4. The rest of the story. We don’t often see it. We don’t know how that dog is reacting after the camera stops rolling. Novice and inexperienced handlers, believing that forcing a dog to be handled is the cure for fearfulness, overwhelm dogs. They get bitten, or believing in the cure are surprised when the dog snaps at a stranger.

Here in New England if you come across a frozen pond during a hike it’s best not to race across it assuming that the ice is thick enough to support you. To do so would be foolhardy and potentially deadly. When interacting with a fearful, shy or anxious dog, tread lightly, you may not be able to see the cracks in the ice.
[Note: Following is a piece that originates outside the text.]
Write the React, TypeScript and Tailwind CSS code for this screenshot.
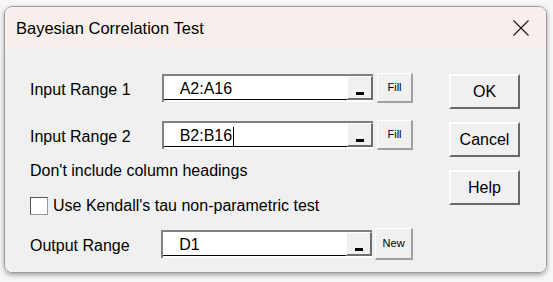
import React from "react";

const font = { fontFamily: '"Liberation Sans", Arial, sans-serif' };

function RangeField({ value, caret }: { value: string; caret?: boolean }) {
  return (
    <div className="flex h-[28px] w-[212px] border-t-2 border-l-2 border-[#808080] bg-white pb-[2px]">
      <div className="flex flex-1 items-center border-b border-black pl-[16px] pt-[3px] text-[16px] text-black">
        <span>{value}</span>
        {caret && <span className="ml-[1px] inline-block h-[19px] w-[1px] bg-black" />}
      </div>
      <div className="flex w-[26px] items-end justify-center border-t border-l border-t-white border-l-white border-r-2 border-b-2 border-r-[#6e6e6e] border-b-[#6e6e6e] bg-[#f0f0f0] pb-[3px]">
        <div className="h-[3px] w-[8px] bg-black" />
      </div>
    </div>
  );
}

function SmallButton({ label }: { label: string }) {
  return (
    <div className="ml-[4px] flex h-[30px] w-[36px] items-center justify-center border-t border-l border-t-white border-l-white border-r-2 border-b-2 border-r-[#a0a0a0] border-b-[#a0a0a0] bg-[#f0f0f0] text-[11px] text-black">
      {label}
    </div>
  );
}

function BigButton({ label }: { label: string }) {
  return (
    <div className="flex h-[35px] w-[71px] items-center justify-center border-t-2 border-l-2 border-t-white border-l-white border-r-2 border-b-2 border-r-[#696969] border-b-[#696969] bg-[#f0f0f0] text-[16px] text-black">
      {label}
    </div>
  );
}

export default function App() {
  return (
    <div className="h-[282px] w-[553px] overflow-hidden bg-[#f7f7f7]" style={font}>
      <div className="ml-[4px] mt-[6px] flex h-[267px] w-[543px] flex-col overflow-hidden rounded-[8px] border border-[#9a9a9a] shadow-[0_2px_5px_rgba(0,0,0,0.35)]">
        <div className="flex h-[42px] items-center justify-between bg-[#f8efed] pl-[11px] pr-[17px]">
          <span className="text-[16.5px] text-black">Bayesian Correlation Test</span>
          <svg width="16" height="16" viewBox="0 0 16 16" fill="none">
            <path d="M0.5 0.5 L15.5 15.5 M15.5 0.5 L0.5 15.5" stroke="#1a1a1a" strokeWidth="1.2" />
          </svg>
        </div>
        <div className="flex flex-1 bg-[#f0f0f0] pl-[25px] pt-[24px]">
          <div className="flex w-[383px] flex-col">
            <div className="flex h-[30px] items-center">
              <div className="w-[132px] pt-[3px] text-[16px] text-black">Input Range 1</div>
              <RangeField value="A2:A16" />
              <SmallButton label="Fill" />
            </div>
            <div className="mt-[17px] flex h-[30px] items-center">
              <div className="w-[132px] pt-[3px] text-[16px] text-black">Input Range 2</div>
              <RangeField value="B2:B16" caret />
              <SmallButton label="Fill" />
            </div>
            <div className="mt-[11px] h-[20px] text-[16px] leading-[20px] text-black">Don't include column headings</div>
            <div className="mt-[16px] flex h-[18px] items-center">
              <div className="h-[18px] w-[18px] border border-t-[#555] border-l-[#555] border-r-[#999] border-b-[#999] bg-white" />
              <span className="ml-[5px] text-[16px] text-black">Use Kendall's tau non-parametric test</span>
            </div>
            <div className="mt-[13px] flex h-[32px] items-center">
              <div className="w-[132px] pt-[3px] text-[16px] text-black">Output Range</div>
              <RangeField value="D1" />
              <div className="ml-[3px] flex h-[32px] w-[38px] items-center justify-center border-t border-l border-t-white border-l-white border-r-2 border-b-2 border-r-[#a0a0a0] border-b-[#a0a0a0] bg-[#f0f0f0] text-[11px] text-black">
                New
              </div>
            </div>
          </div>
          <div className="ml-[36px] flex flex-col gap-[13px] pt-[1px]">
            <BigButton label="OK" />
            <BigButton label="Cancel" />
            <BigButton label="Help" />
          </div>
        </div>
      </div>
    </div>
  );
}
6 thoughts on “Tread Lightly”

  1. I think it is erroneous to assume that “going slow” stresses animals less. Dragging the experience out can also drag out their suffering. My experience is that fearful animals feel more confident around people who are confident. I am NOT one of those confident people, myself, but I have seen my own dog transform and relax around confident, assertive people, whereas he would be more suspicious of someone who timidly approached him. It is obvious that this article is in reference to the rescue videos of Eldad Hagar, but I think there are some sour grapes here. Yes, the fearful dogs in those videos probably retain a fearful nature about new people, but I think it is clear that he does have “a way with dogs” that makes them trust him quickly. Not everyone could or should use the approach he does, but it is clear that it works for him. He does show after videos in which the dogs are clearly more relaxed and I think the faster a dog goes from “you are trying to kill me” to “you are my friend” the more humane you really are.

    • “Imposing myself on a dog with social fears because I think it’s more humane to do it faster rather than slower is missing this point. ” But the videos you are obviously referencing are not necessarily dogs who have deeply ingrained social fears. A stray dog can be fearful in a rescue situation or in a shelter situation because it is a new and frightening experience with new people. However, once it feels it is with friends, it really can transform into a much more relaxed animal. You seem to object to the fact that Eldad Hagar doesn’t spend weeks getting the animals to trust him, but how would that be more humane than getting them to trust him in 15 minutes? Yes, the animal isn’t cured of any longterm social issues it has, but it is relieved of being abjectly terrified, which seems like a good thing.

      • I’m sorry to seem so confrontational but I was responding to what seemed confrontational in your article. Your reference to “being rubbed by a towel” made it seem like you were referring to a particular video by Eldad Hagar. I do appreciate the larger points that you are making.